Part of the problem is the city’s limited affordable housing stock – about 50,000 units. But compounding this issue, an ongoing federal lawsuit by Access Living against the City of Chicago alleges, is that the city has for years failed to both enforce accessibility standards in these units and make them findable.
For the last three decades, the lawsuit states, the city has “funded and developed tens of thousands of affordable rental housing units without ensuring that a sufficient number are accessible to people with disabilities ... As a consequence, low-income people with disabilities struggle to find suitable housing and are often forced to live on the street, in their cars, in nursing homes, in homeless shelters, or in other inadequate and dangerous housing.”
Of the more than 850 federally funded units included in the suit, roughly half are located on the South Side.
Since 1988, Chicago has received more than $2 billion in federal housing and community development funds from the U.S. Department of Housing and Urban Development. Because of this, the city is required to ensure that its federally-funded residential buildings meet the requirements of the amended Fair Housing Act, the American with Disabilities Act (ADA) and Section 504 of the Rehabilitation Act; the latter requires at least 5% of units be made extra-accessible for people with physical disabilities and 2% be made extra-accessible for people with sensory disabilities.

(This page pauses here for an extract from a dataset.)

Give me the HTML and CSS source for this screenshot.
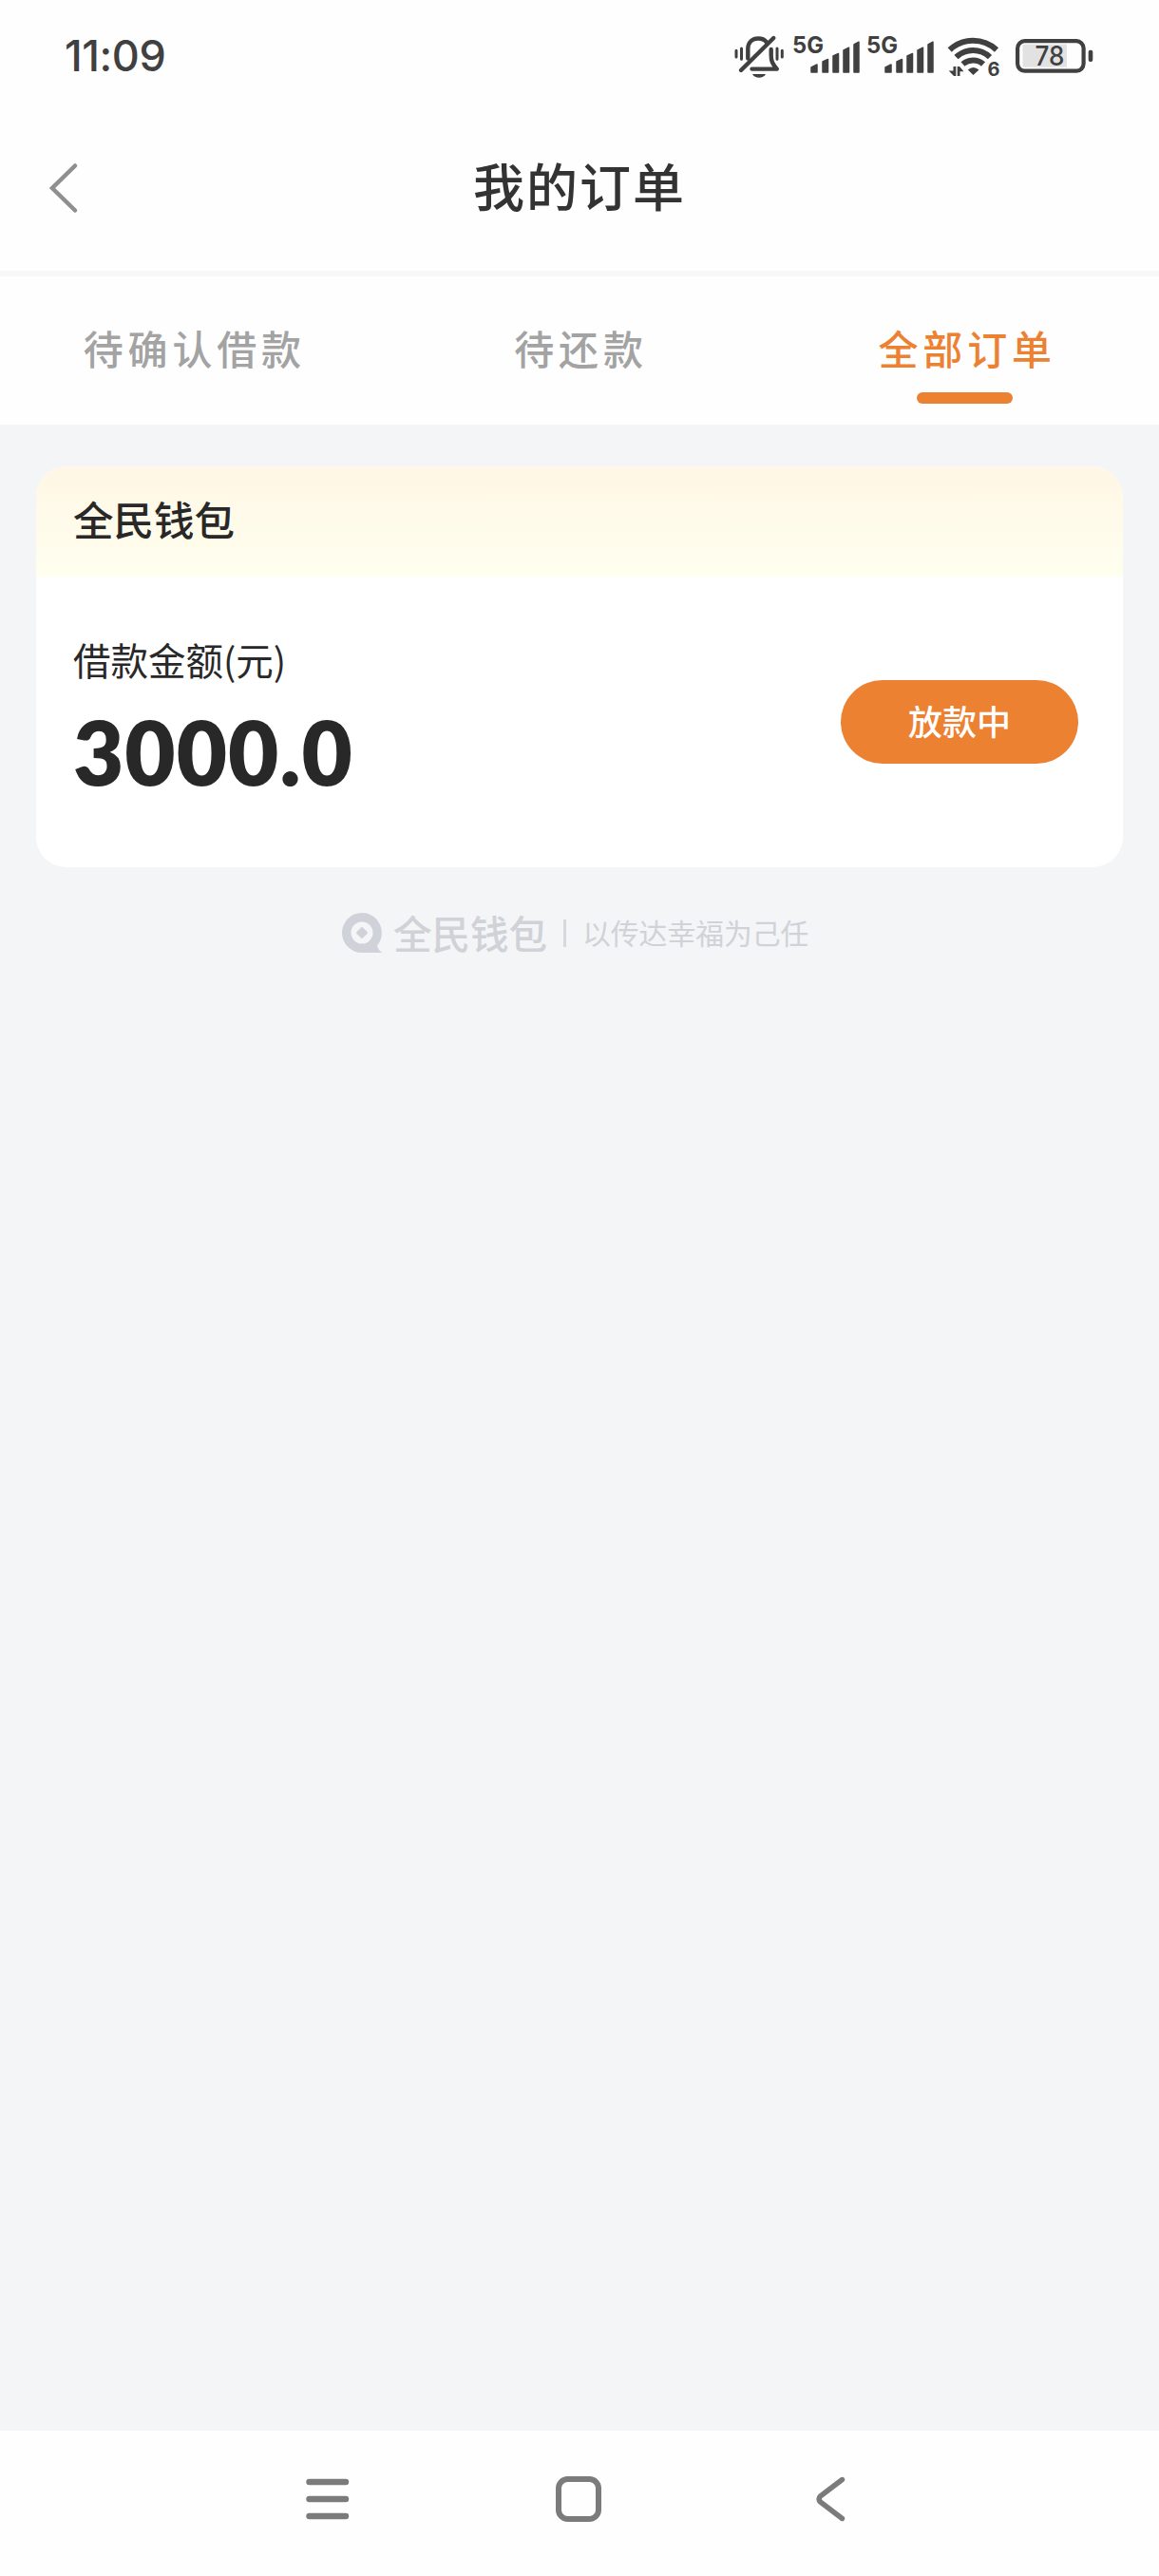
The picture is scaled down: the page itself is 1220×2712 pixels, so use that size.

The suit was filed in 2018; last year, for the first time in almost a decade, the city increased funding for the Accessibility Compliance Unit (ACU) in the Mayor’s Office for People with Disabilities, a small task force charged with doing architectural accessibility plan reviews. (For the last 10 years the unit’s annual budget had been less than $400,000.)
This increase was enough to hire one inspector to conduct “on-site architectural surveys of City-funded apartment buildings to ensure compliance with federal accessibility requirements,” according to Bridget Hayman, communications director for Access Living. Between March and June of last year, Hayman said, the ACU inspector conducted accessibility surveys at nine buildings and found that none of them met the federal requirements.
Hayman said the latest suit was filed to compel the city to survey every unit and common area in the Affordable Rental Housing Program, bring them all into full compliance with federal standards and to provide “meaningful access” to the program for people with disabilities.
“The city doesn’t let people with disabilities know where accessible units are, or the organizations like us, that serve people with disabilities, (know) of the existence or location of those accessible units,” she said. “This means actually connecting people who need accessible units to those units, so that they know where they are and can actually rent them.”
Getting into the city’s affordable housing program is difficult enough as is. According to the Chicago Housing Authority (CHA), it can take up to 25 years to get a housing choice voucher like Yisrael’s; and wait times vary greatly by case. In an average year, about 2,400 families are pulled from the CHA waitlist of more than 32,000.
Yisrael applied for his first Housing Choice Voucher, also known as a Section 8 voucher, in 2009. Because the vouchers are on a lottery system, he didn’t receive one until 2012. He used that voucher to move to West Beverly.
“I thought it would be guaranteed money,” Yisrael said. “But then I got into (the process) … I said, ‘man, this is bad.’”
“There are so many people who struggle to find affordable, accessible housing period, even if they have a housing choice voucher,” said Access Living attorney Ken Walden. “The supply is completely overwhelmed by the need.”
And the challenge doesn’t end when people with disabilities receive a voucher. People with vouchers have a limited window of about 60 days – called “search time” – to find an apartment.
“(This) really is awful for a person with a disability because, again, the inventory of housing available for a person with a disability is slight compared to everybody else,” Walden said. “Accessible housing is usually newer housing and therefore it’s often more expensive … And Chicago’s housing stock is largely old, so it was designed and constructed before the passage of (accessibility requirements).”

Nabi Yisrael poses for a portrait in the lobby of his residence on Monday, Jan. 30, 2023.
According to Walden, Hyde Park has been an especially difficult neighborhood for people to find housing in, with its abundance of older buildings and rising rents.
Even after receiving a voucher and finding a suitable unit, obstacles may remain. Landlords still need to approve tenants, and Yisrael said he was rejected from several buildings without explanation.
“I don’t know if I got rejected because I dress well … (or) the color of my skin … or because of the voucher … or because of my disability,” he said. “My credit is good.”
In one instance after applying for a unit, Yisrael recounted, he was told his paperwork had to be reviewed by the landlord’s lawyers. Weeks passed with no contact from the landlord and the voucher neared its expiration. When he followed up with the landlord, Yisrael was told the lawyers ran out of time. “I knew that was a way of finding a loophole to get out of the situation,” he said.
“To be a disabled Black man on the South Side of Chicago is almost impossible,” said Yisrael.